Manssor Arbabsiar pleaded guilty on Wednesday at the New York federal court to attempting to hire a Mexican drug gang for $1.5 million to blow up the Saudi envoy in a restaurant he frequented in Washington.

But Iran's foreign ministry questioned the plea and rejected the notion that "any Iranian organization" had any role in the plot.

"Pleading guilty after initial denial and a year (in custody) is a sign of psychological pressure and the abnormal situation of U.S. jails and solitary confinement there," its spokesman Ramin Mehmanparast said in a statement reported by the state broadcaster's website.

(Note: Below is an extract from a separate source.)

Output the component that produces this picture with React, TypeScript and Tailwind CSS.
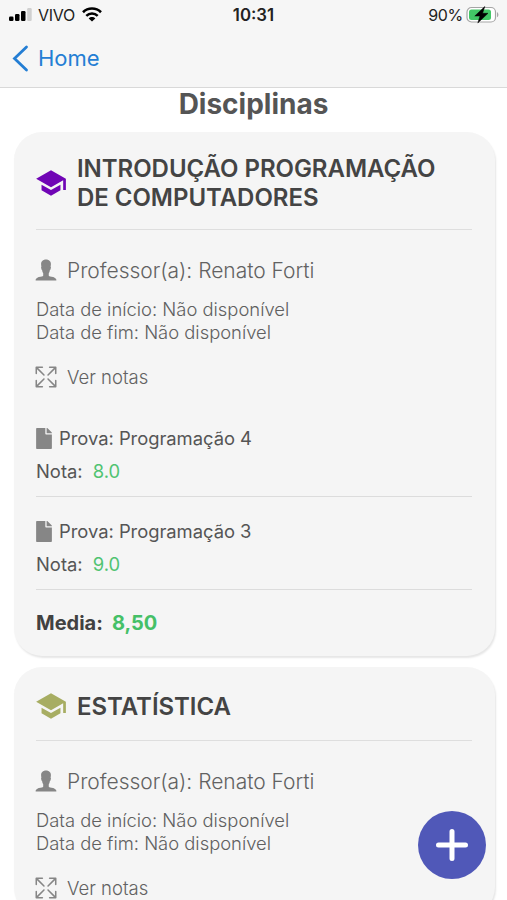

"This ridiculous scenario was designed by American officials a year ago while the man arrested denied all charges. Some (non-American) officials and political pundits have said it is unreal and likened it to a Hollywood scenario," he said.

Mehmanparast also condemned what he called "the misuse of the judicial system and designing absurd and baseless plots in the current political state in the U.S.," without elaborating.

The claim that Iranian officials were involved in the plot was made in October last year, and the United States said it traced the supposed plan to the Quds Force, a special operations unit of Iran's Revolutionary Guards.

Arbabsiar, a former car salesman, was arrested in September last year at New York's John F. Kennedy International Airport, and was charged along with co-defendant Gholam Shakuri, a senior Quds Force member who remains at large.

Iran repeatedly denied any involvement in the plot, which strained already frayed relations with regional powerhouse Saudi Arabia.

In a largely symbolic vote last November, the U.N. General Assembly demanded that Iran cooperate with the U.S. investigation into the plot.